Pakistan is on the verge of a massive energy freeze, and it isn't just about regular electricity or petrol this time. The country's Liquefied Petroleum Gas (LPG) sector just handed the government a three-day ultimatum. If the state doesn't fix a broken pricing model immediately, a nationwide strike next week will halt the supply of a fuel that millions of families rely on just to cook dinner.
The problem is straightforward. The Oil and Gas Regulatory Authority (OGRA) sets official consumer prices based on outdated logic. Meanwhile, importers and transporters are paying actual 2026 market rates, warped by global supply shocks, regional conflicts, and soaring shipping costs.
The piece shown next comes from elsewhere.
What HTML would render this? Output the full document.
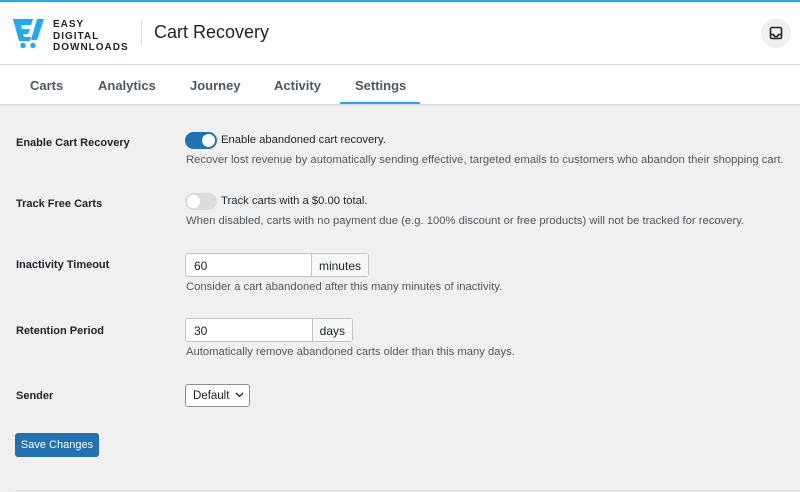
<!DOCTYPE html>
<html><head><meta charset="utf-8"><style>
*{box-sizing:border-box;margin:0;padding:0}
body{width:800px;height:492px;overflow:hidden;background:#f0f0f1;font-family:"Liberation Sans",sans-serif;color:#1d2327;position:relative}
.abs{position:absolute}
.hdr{left:0;top:0;width:800px;height:65px;background:#fff;border-top:2px solid #1eaaf1;border-bottom:1px solid #dcdcde}
.tabs{left:0;top:65px;width:800px;height:40px;background:#fff;border-bottom:1px solid #dcdcde;box-shadow:0 1px 3px rgba(0,0,0,.06)}
.tab{position:absolute;top:13px;font-size:13px;color:#50575e;font-weight:bold}
.lbl{position:absolute;left:16px;font-size:11px;font-weight:bold;color:#1d2327}
.txt{position:absolute;left:186px;font-size:11.25px;color:#50575e;white-space:nowrap}
.t2{position:absolute;left:221px;font-size:11.25px;color:#1d2327}
.tog{position:absolute;left:185px;width:32px;height:17px;border-radius:9px}
.tog i{position:absolute;top:2px;width:13px;height:13px;border-radius:50%;background:#fff}
.inp{position:absolute;left:185px;height:24px;width:184px;border:1px solid #c3c4c7;border-radius:3px;background:#fff;font-size:12px}
.inp span{position:absolute;left:8px;top:5px;color:#1d2327}
.inp b{position:absolute;right:0;top:0;height:22px;font-weight:normal;background:#f6f7f7;border-left:1px solid #c3c4c7;padding:5px 7px 0;color:#1d2327}
</style></head><body>
<div class="abs hdr">
<svg class="abs" style="left:13px;top:15px" width="33" height="32" viewBox="0 0 33 32"><path d="M0 2h20l-2 6H8l1 4h8l-2 5H10l1 3h7l-1 4H6z" fill="#1eaaf1"/><path d="M24 2h7l-7 21h-6z" fill="#1eaaf1"/><circle cx="10" cy="28.5" r="2.7" fill="#1eaaf1"/><circle cx="20" cy="28.5" r="2.7" fill="#1eaaf1"/></svg>
<div class="abs" style="left:53px;top:17px;font-size:10px;font-weight:bold;letter-spacing:1px;line-height:11.5px;color:#1d2327">EASY<br>DIGITAL<br>DOWNLOADS</div>
<div class="abs" style="left:141px;top:18px;width:1px;height:25px;background:#dcdcde"></div>
<div class="abs" style="left:154px;top:20px;font-size:18px;color:#1d2327">Cart Recovery</div>
<div class="abs" style="left:761px;top:16px;width:30px;height:30px;border-radius:50%;background:#f0f0f1"></div>
<svg class="abs" style="left:769px;top:24px" width="14" height="14" viewBox="0 0 14 14"><rect x="1.5" y="1.5" width="11" height="11" rx="1.5" fill="none" stroke="#1d2327" stroke-width="1.6"/><path d="M1.5 8.5h3l1 2h3l1-2h3" fill="none" stroke="#1d2327" stroke-width="1.6"/></svg>
</div>
<div class="abs tabs">
<span class="tab" style="left:30px">Carts</span>
<span class="tab" style="left:98px">Analytics</span>
<span class="tab" style="left:190px">Journey</span>
<span class="tab" style="left:274px">Activity</span>
<span class="tab" style="left:355px">Settings</span>
<div class="abs" style="left:340px;top:37px;width:80px;height:2px;background:#1eaaf1"></div>
</div>

<div class="lbl" style="top:137px">Enable Cart Recovery</div>
<div class="tog" style="top:132px;background:#2271b1"><i style="left:17px"></i></div>
<div class="t2" style="top:134px">Enable abandoned cart recovery.</div>
<div class="txt" style="top:154px">Recover lost revenue by automatically sending effective, targeted emails to customers who abandon their shopping cart.</div>

<div class="lbl" style="top:198px">Track Free Carts</div>
<div class="tog" style="top:193px;background:#dcdcde"><i style="left:2px"></i></div>
<div class="t2" style="top:195px">Track carts with a $0.00 total.</div>
<div class="txt" style="top:215px">When disabled, carts with no payment due (e.g. 100% discount or free products) will not be tracked for recovery.</div>

<div class="lbl" style="top:259px">Inactivity Timeout</div>
<div class="inp" style="top:253px"><span>60</span><b>minutes</b></div>
<div class="txt" style="top:281px">Consider a cart abandoned after this many minutes of inactivity.</div>

<div class="lbl" style="top:325px">Retention Period</div>
<div class="inp" style="top:318px;width:168px"><span>30</span><b>days</b></div>
<div class="txt" style="top:346px">Automatically remove abandoned carts older than this many days.</div>

<div class="lbl" style="top:390px">Sender</div>
<div class="abs" style="left:185px;top:384px;width:65px;height:23px;border:1px solid #8c8f94;border-radius:3px;background:#fff;font-size:11.5px;padding:5px 0 0 7px">Default</div>
<svg class="abs" style="left:235px;top:392px" width="9" height="6" viewBox="0 0 9 6"><path d="M1 1l3.5 3.5L8 1" fill="none" stroke="#1d2327" stroke-width="1.3"/></svg>

<div class="abs" style="left:15px;top:433px;width:84px;height:24px;background:#2271b1;border-radius:3px;color:#fff;font-size:11px;padding-top:6px;text-align:center">Save Changes</div>
<div class="abs" style="left:15px;top:490px;width:785px;height:1px;background:#dcdcde"></div>
</body></html>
Importers are losing money on every single shipment. They're expected to buy high, sell low, and absorb the difference. Naturally, they are stopping operations instead.
If you think this only impacts a few industrial plants, think again. This dispute strikes directly at ordinary households, small restaurants, and basic transport networks across the country.
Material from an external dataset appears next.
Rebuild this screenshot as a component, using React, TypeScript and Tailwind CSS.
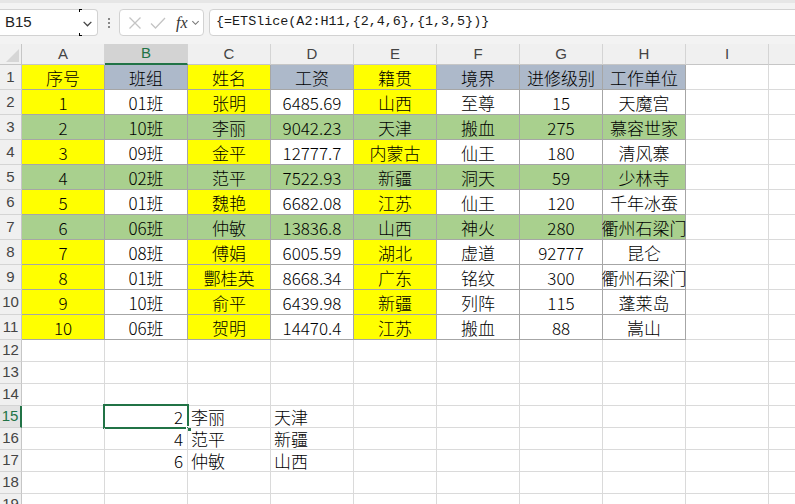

The Math Behind the Shortage
You can't run a business when your costs double but your retail price is legally capped. That is exactly what is happening to Pakistan's LPG supply chain. At a massive industry conference in Lahore, stakeholders representing importers, distributors, and plant owners revealed the stark disconnect between regulation and reality.
LPG that should ideally retail for around Rs250 per kilogram is hitting over Rs500 per kg in parts of the market. The regulators are setting unrealistic price notifications that ignore the actual landed cost of fuel. Consider the logistics. A massive chunk of Pakistan's LPG travels over 3,300 kilometers from Iran. Yet, OGRA's official freight calculations recognize a transportation rate of only Rs8,000—a figure meant for local, short-distance transport.
The international landscape makes things even tougher. Recent conflicts in the Middle East and the closure of the Strait of Hormuz have sent shockwaves through regional energy markets. Regular liquefied natural gas (LNG) supplies faced immense disruptions, pushing up Regasified Liquefied Natural Gas (RLNG) prices by 15%. As a result, the pressure on LPG as an alternative fuel has skyrocketed. But with currency fluctuations, higher port handling fees, and surging insurance premiums, importers cannot break even.
Security Threats and Broken Distribution
It gets worse. The physical journey of bringing fuel into the country has become incredibly dangerous. Transporters at the Lahore conference highlighted a worsening law and order situation, particularly in Balochistan. LPG bowsers and supply trucks have come under direct attack, resulting in staggering losses of up to Rs1.5 billion.
Drivers face constant security threats, yet they are also subjected to endless harassment and extortion at multiple administrative checkpoints along the highways. When you combine high physical risk with zero profit margin, transport fleets simply ground their vehicles.
Small distributors are also feeling the squeeze from a broken quota allocation system. Instead of an open, competitive market, the distribution rights are bogged down by red tape and favoritism. This lack of transparency allows middlemen to hoard supplies and exploit the system, doubling the price for the end consumer while the actual operators go broke.
What Happens If the Grid Goes Dark
If the LPG Importers Association of Pakistan (LPGIAP) and the broader industry coordination committee follow through on their strike, the fallout will be immediate.
Unlike natural gas pipe networks, which primarily serve major urban centers, LPG cylinders are the lifeblood of rural communities, suburban households, and commercial kitchens. A total shutdown means:
- Domestic Crisis: Millions of kitchens will lose access to cooking fuel instantly.
- Commercial Paralysis: Small businesses and restaurants will have to close their doors.
- Industrial Strain: Light industries using LPG for localized power will halt operations.
The LPG Importers Association Chairman, Sheikh Mukarram Waheed, has sent urgent appeals to Petroleum Minister Ali Pervaiz Malik. The industry isn't asking for handouts; they're demanding a realistic, transparent pricing formula that factors in actual international purchase costs, real-world freight rates, and genuine operational expenses.
The Immediate Fix
The government cannot subsidize its way out of this, given the current state of Pakistan's economy. The only way to avert a total supply collapse next week is to change the regulatory approach immediately.
First, OGRA must abandon its rigid, backward-looking price notifications and adopt a dynamic pricing model that updates in line with international market realities and true shipping distances. Second, the Ministry of Interior needs to provide dedicated security corridors for fuel bowsers moving through high-risk zones in Balochistan to stop the multi-billion rupee losses. Finally, the state must halt the aggressive, bureaucratic raids on storage plants that disrupt legitimate trading operations without due process. If these structural issues aren't addressed within the three-day window, the empty fuel cylinders sitting in homes across Pakistan are going to stay empty for a long time.